**Exercise prompt**
Exclude images, then output the remaining data verbatim.

**Material provided**
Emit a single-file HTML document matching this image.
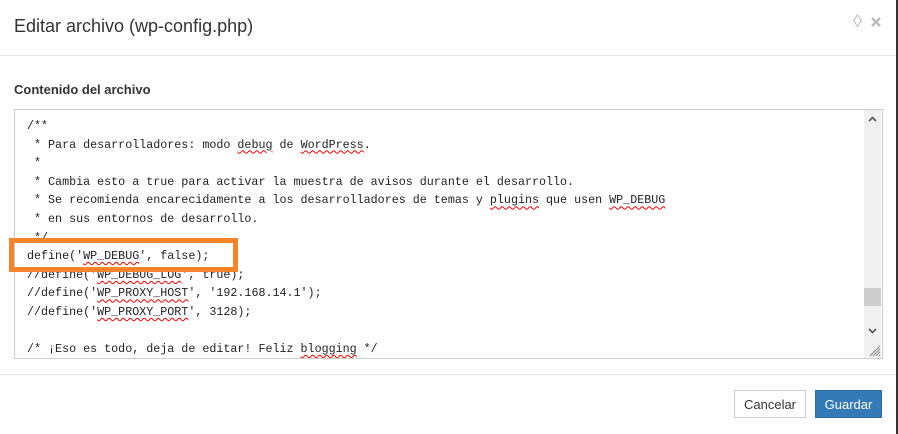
<!DOCTYPE html>
<html><head><meta charset="utf-8"><style>
body{margin:0;width:898px;height:434px;background:#fff;position:relative;overflow:hidden;font-family:"Liberation Sans",sans-serif;}
.t{position:absolute;left:14px;top:16px;font-size:18px;color:#333;}
.hd{position:absolute;left:0;top:55px;width:896px;height:1px;background:#e5e5e5;}
.ft{position:absolute;left:0;top:374px;width:896px;height:1px;background:#e5e5e5;}
.edge{position:absolute;right:0;top:0;width:2px;height:434px;background:#333;}
.lbl{position:absolute;left:14px;top:82px;font-size:13px;font-weight:bold;color:#333;}
.ta{position:absolute;left:14px;top:109px;width:867px;height:248px;border:1px solid #ccc;overflow:hidden;}
.code{position:absolute;left:12px;top:7px;font-family:"Liberation Mono",monospace;font-size:11.7px;line-height:18.6px;color:#222;white-space:pre;}
.s{text-decoration:underline wavy #e00;text-decoration-thickness:1px;text-underline-offset:2px;}
.sb{position:absolute;left:849px;top:0;width:17px;height:248px;background:#f0f0f0;}
.th{position:absolute;left:0;top:178px;width:17px;height:18px;background:#cdcdcd;}
.box{position:absolute;left:9px;top:238px;width:219px;height:24px;border:5px solid #f5842a;}
.ic{position:absolute;top:11px;color:#bbb;font-size:18px;}
.btn{position:absolute;top:390px;height:28px;font-size:13px;line-height:28px;text-align:center;box-sizing:border-box;}
</style></head><body>
<div class="t">Editar archivo (wp-config.php)</div>
<div class="ic" style="left:853px;">&#9674;</div>
<svg style="position:absolute;left:871px;top:17px" width="10" height="10"><path d="M1 1L9 9M9 1L1 9" stroke="#bbb" stroke-width="2.4"/></svg>
<div class="hd"></div>
<div class="lbl">Contenido del archivo</div>
<div class="ta">
<div class="code">/**
 * Para desarrolladores: modo <span class="s">debug</span> de <span class="s">WordPress</span>.
 *
 * Cambia esto a true para activar la muestra de avisos durante el desarrollo.
 * Se recomienda encarecidamente a los desarrolladores de temas y <span class="s">plugins</span> que usen <span class="s">WP_DEBUG</span>
 * en sus entornos de desarrollo.
 */
define('<span class="s">WP_DEBUG</span>', false);
//define('<span class="s">WP_DEBUG_LOG</span>', true);
//define('<span class="s">WP_PROXY_HOST</span>', '192.168.14.1');
//define('<span class="s">WP_PROXY_PORT</span>', 3128);

/* ¡Eso es todo, deja de editar! Feliz <span class="s">blogging</span> */</div>
<div class="sb"><div class="th"></div>
<svg style="position:absolute;left:4px;top:6px" width="9" height="6"><path d="M1 5L4.5 1.5L8 5" stroke="#555" stroke-width="1.6" fill="none"/></svg>
<svg style="position:absolute;left:4px;top:218px" width="9" height="6"><path d="M1 1L4.5 4.5L8 1" stroke="#555" stroke-width="1.6" fill="none"/></svg>
</div>
<svg style="position:absolute;left:853px;top:234px" width="13" height="13"><path d="M12 2L2 12M12 5L5 12M12 8L8 12M12 11L11 12" stroke="#888" stroke-width="1"/></svg>
</div>
<div class="box"></div>
<div class="ft"></div>
<div class="btn" style="left:734px;width:72px;border:1px solid #ccc;color:#333;">Cancelar</div>
<div class="btn" style="left:815px;width:67px;background:#337ab7;border:1px solid #2e6da4;color:#fff;">Guardar</div>
<div class="edge"></div>
</body></html>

**Output of the task**
Emit a single-file HTML document matching this image.
<!DOCTYPE html>
<html><head><meta charset="utf-8"><style>
body{margin:0;width:898px;height:434px;background:#fff;position:relative;overflow:hidden;font-family:"Liberation Sans",sans-serif;}
.t{position:absolute;left:14px;top:16px;font-size:18px;color:#333;}
.hd{position:absolute;left:0;top:55px;width:896px;height:1px;background:#e5e5e5;}
.ft{position:absolute;left:0;top:374px;width:896px;height:1px;background:#e5e5e5;}
.edge{position:absolute;right:0;top:0;width:2px;height:434px;background:#333;}
.lbl{position:absolute;left:14px;top:82px;font-size:13px;font-weight:bold;color:#333;}
.ta{position:absolute;left:14px;top:109px;width:867px;height:248px;border:1px solid #ccc;overflow:hidden;}
.code{position:absolute;left:12px;top:7px;font-family:"Liberation Mono",monospace;font-size:11.7px;line-height:18.6px;color:#222;white-space:pre;}
.s{text-decoration:underline wavy #e00;text-decoration-thickness:1px;text-underline-offset:2px;}
.sb{position:absolute;left:849px;top:0;width:17px;height:248px;background:#f0f0f0;}
.th{position:absolute;left:0;top:178px;width:17px;height:18px;background:#cdcdcd;}
.box{position:absolute;left:9px;top:238px;width:219px;height:24px;border:5px solid #f5842a;}
.ic{position:absolute;top:11px;color:#bbb;font-size:18px;}
.btn{position:absolute;top:390px;height:28px;font-size:13px;line-height:28px;text-align:center;box-sizing:border-box;}
</style></head><body>
<div class="t">Editar archivo (wp-config.php)</div>
<div class="ic" style="left:853px;">&#9674;</div>
<svg style="position:absolute;left:871px;top:17px" width="10" height="10"><path d="M1 1L9 9M9 1L1 9" stroke="#bbb" stroke-width="2.4"/></svg>
<div class="hd"></div>
<div class="lbl">Contenido del archivo</div>
<div class="ta">
<div class="code">/**
 * Para desarrolladores: modo <span class="s">debug</span> de <span class="s">WordPress</span>.
 *
 * Cambia esto a true para activar la muestra de avisos durante el desarrollo.
 * Se recomienda encarecidamente a los desarrolladores de temas y <span class="s">plugins</span> que usen <span class="s">WP_DEBUG</span>
 * en sus entornos de desarrollo.
 */
define('<span class="s">WP_DEBUG</span>', false);
//define('<span class="s">WP_DEBUG_LOG</span>', true);
//define('<span class="s">WP_PROXY_HOST</span>', '192.168.14.1');
//define('<span class="s">WP_PROXY_PORT</span>', 3128);

/* ¡Eso es todo, deja de editar! Feliz <span class="s">blogging</span> */</div>
<div class="sb"><div class="th"></div>
<svg style="position:absolute;left:4px;top:6px" width="9" height="6"><path d="M1 5L4.5 1.5L8 5" stroke="#555" stroke-width="1.6" fill="none"/></svg>
<svg style="position:absolute;left:4px;top:218px" width="9" height="6"><path d="M1 1L4.5 4.5L8 1" stroke="#555" stroke-width="1.6" fill="none"/></svg>
</div>
<svg style="position:absolute;left:853px;top:234px" width="13" height="13"><path d="M12 2L2 12M12 5L5 12M12 8L8 12M12 11L11 12" stroke="#888" stroke-width="1"/></svg>
</div>
<div class="box"></div>
<div class="ft"></div>
<div class="btn" style="left:734px;width:72px;border:1px solid #ccc;color:#333;">Cancelar</div>
<div class="btn" style="left:815px;width:67px;background:#337ab7;border:1px solid #2e6da4;color:#fff;">Guardar</div>
<div class="edge"></div>
</body></html>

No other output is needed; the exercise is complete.